La notion de bien commun, elle, est rapidement nuancée par les éclats de rires de l’ensemble des Nobles qui constituent ce nouvel étrange Conseil improvisé, après la proposition de Samwell Tarly d’organiser des élections démocratiques. Ce rire, salutaire, est donné aux fans un peu comme une carcasse de souris à un dragon affamé : rassurez-vous, nous restons cyniques comme aux débuts de la série, clin d’œil appuyé.
En 2015, Daenerys lançait, l’air suffisant et assuré : « Lannister, Targaryen, Baratheon, Stark, Tyrell… Ils sont tous des rayons d’une même roue. L’un est au sommet, puis l’autre, puis l’autre, et elle continue de tourner en écrasant ceux qui se situent en-dessous. Je ne vais pas arrêter la roue. Je vais briser la roue. » Elle ne pouvait pas avoir plus tort.

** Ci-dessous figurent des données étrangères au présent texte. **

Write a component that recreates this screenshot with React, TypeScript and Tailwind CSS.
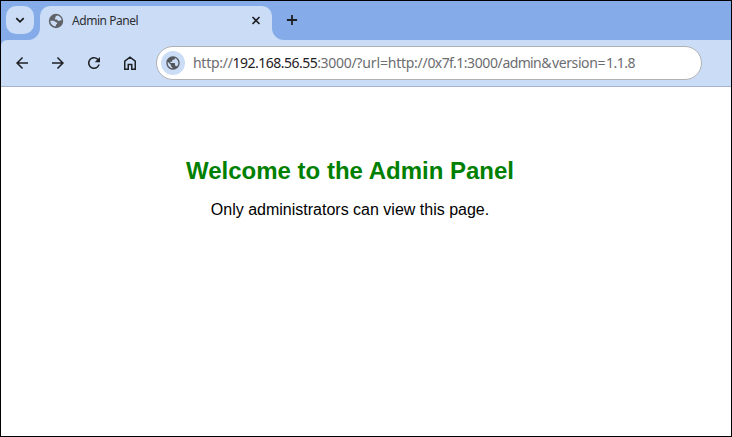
import React from "react";
import { MdArrowBack, MdArrowForward, MdRefresh, MdPublic } from "react-icons/md";

function TabGlobe() {
  return (
    <svg viewBox="0 0 16 16" className="size-4 shrink-0">
      <circle cx="8" cy="8" r="7.2" fill="#5f6368" />
      <path
        d="M9.4 2.5C8.2 2.9 7.4 3.3 7.5 4.2c.1.7-.7.8-.7 1.5 0 .9 1.1.8 1.9.9 1 .1.8 1.4 1.7 1.5.9.1 1.4-.4 2.1-.8.5-.2 1-.2 1.2.1C13.600 5 11.900 3 9.400 2.500Z"
        fill="#cbdcf6"
      />
      <path
        d="M2.300 7.800h3.200c1.100 0 1.200.8 2.100 1.200.8.3 1.700.5 1.700 1.300 0 .9-1.100.8-1.300 1.600-.2.600-.1 1.300-.9 1.700C4.500 13 2.400 10.900 2.300 7.800Z"
        fill="#cbdcf6"
      />
    </svg>
  );
}

function HomeIcon() {
  return (
    <svg
      viewBox="0 0 18 18"
      className="ml-[18px] size-[18px] shrink-0"
      fill="none"
      stroke="currentColor"
      strokeWidth="1.5"
    >
      <path d="M3.750 15.250V7.200L9 3.200l5.250 4v8.050h-3.500v-4.750h-3.500v4.750Z" />
    </svg>
  );
}

function ChevronIcon() {
  return (
    <svg viewBox="0 0 10 10" className="size-[10px]" fill="none" stroke="#17181b" strokeWidth="1.7">
      <path d="M1.300 3.200 5 6.900l3.700-3.700" />
    </svg>
  );
}

function CloseIcon() {
  return (
    <svg viewBox="0 0 14 14" className="size-[14px]" fill="none" stroke="#1f2024" strokeWidth="1.6">
      <path d="m3.500 3 7 7m0-7-7 7" />
    </svg>
  );
}

function PlusIcon() {
  return (
    <svg viewBox="0 0 18 18" className="size-[18px]" fill="none" stroke="#1f2024" strokeWidth="1.8">
      <path d="M9 3.900v10.200M3.900 9h10.200" />
    </svg>
  );
}

function Tab() {
  return (
    <div className="w-[232px] bg-[#85ace9] pt-[5px]">
      <div className="flex h-[34px] items-center rounded-t-[10px] bg-[#cbdcf6] pl-2 pr-[9px] pb-[5px]">
        <TabGlobe />
        <span className="ml-2 flex-1 whitespace-nowrap font-['Noto_Sans',sans-serif] text-[12px] leading-4 tracking-[-0.45px] text-[#2b2d31]">
          Admin Panel
        </span>
        <CloseIcon />
      </div>
    </div>
  );
}

function TabStrip() {
  return (
    <div className="flex h-[39px] shrink-0 bg-[#cbdcf6]">
      <div className="w-[39px] rounded-br-[12px] bg-[#85ace9] pl-[5px] pt-[5px]">
        <button className="flex size-7 items-center justify-center rounded-[10px] bg-[#cbdcf6]">
          <ChevronIcon />
        </button>
      </div>
      <Tab />
      <div className="flex-1 rounded-bl-[12px] bg-[#85ace9] pl-[11px] pt-[10px]">
        <PlusIcon />
      </div>
    </div>
  );
}

function Address() {
  return (
    <div className="ml-2 whitespace-nowrap font-['Noto_Sans',sans-serif] text-[14px] leading-5 text-[#6c6d70]">
      <span className="tracking-[-0.28px]">http://</span>
      <span className="tracking-[-0.52px] text-[#1f2024]">192.168.56.55</span>
      <span className="tracking-[-0.3px]">:3000/?</span>
      <span className="tracking-[-0.08px]">url=</span>
      <span className="tracking-[-0.28px]">http://</span>
      <span className="tracking-[-0.58px]">0x7f.1</span>
      <span className="tracking-[-0.38px]">:3000/</span>
      <span className="tracking-[-0.62px]">admin</span>
      <span className="tracking-[0.6px]">&amp;</span>
      <span className="tracking-[-0.4px]">version</span>
      <span className="tracking-[0.5px]">=</span>
      <span className="tracking-[-0.46px]">1.1.8</span>
    </div>
  );
}

function Toolbar() {
  return (
    <div className="h-[47px] shrink-0 bg-[#85ace9]">
      <div className="flex h-[47px] items-center rounded-tl-[6px] border-b border-[#a6b4d0] bg-[#cbdcf6] pl-3 pr-[29px] text-[#1f2024]">
        <MdArrowBack className="size-[18px]" />
        <MdArrowForward className="ml-[18px] size-[18px]" />
        <MdRefresh className="ml-[18px] size-[18px]" />
        <HomeIcon />
        <div className="ml-[17px] flex h-[34px] flex-1 items-center rounded-full border border-[#b1b1b3] bg-white pl-1">
          <div className="flex size-6 items-center justify-center rounded-full bg-[#cbdcf6]">
            <MdPublic className="size-4 text-[#54585d]" />
          </div>
          <Address />
        </div>
      </div>
    </div>
  );
}

export default function App() {
  return (
    <div className="flex h-[437px] w-[732px] flex-col border border-black bg-white">
      <TabStrip />
      <Toolbar />
      <main className="w-[698px] pt-[70px] text-center font-['Liberation_Sans',Arial,sans-serif]">
        <h1 className="text-[24px] font-bold leading-7 text-[#008000]">
          Welcome to the Admin Panel
        </h1>
        <p className="mt-4 text-[16px] leading-[18px] text-black">
          Only administrators can view this page.
        </p>
      </main>
    </div>
  );
}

Cette roue, mentionnée à nouveau à maintes reprises dans l’épisode final de Game of Thrones, existe toujours : qu’elle soit celle qui soutient le fauteuil en bois du nouveau roi Bran le Brisé ou celle, métaphorique, qui continuera de voir « nommé » au Trône de Fer un nouveau dirigeant issu des classe hautes et nommé par ses pairs. Heureusement, l’Histoire se souviendra de l’ère précédente (celle où ils étaient des dizaines à s’exterminer pour décrocher le pouvoir) grâce au travail de l’archimestre Embrose (on l’a googlé pour vous) qui a tout consigné dans un livre… intitulé… A Song of Ice and Fire, du nom de l’œuvre de George R. R. Martin à l’origine de cette adaptation qui risque de faire couler beaucoup d’encre, pour des années à venir.
Que Ghost veille sur vous.
Valar Morghulis (on aurait bien aimé).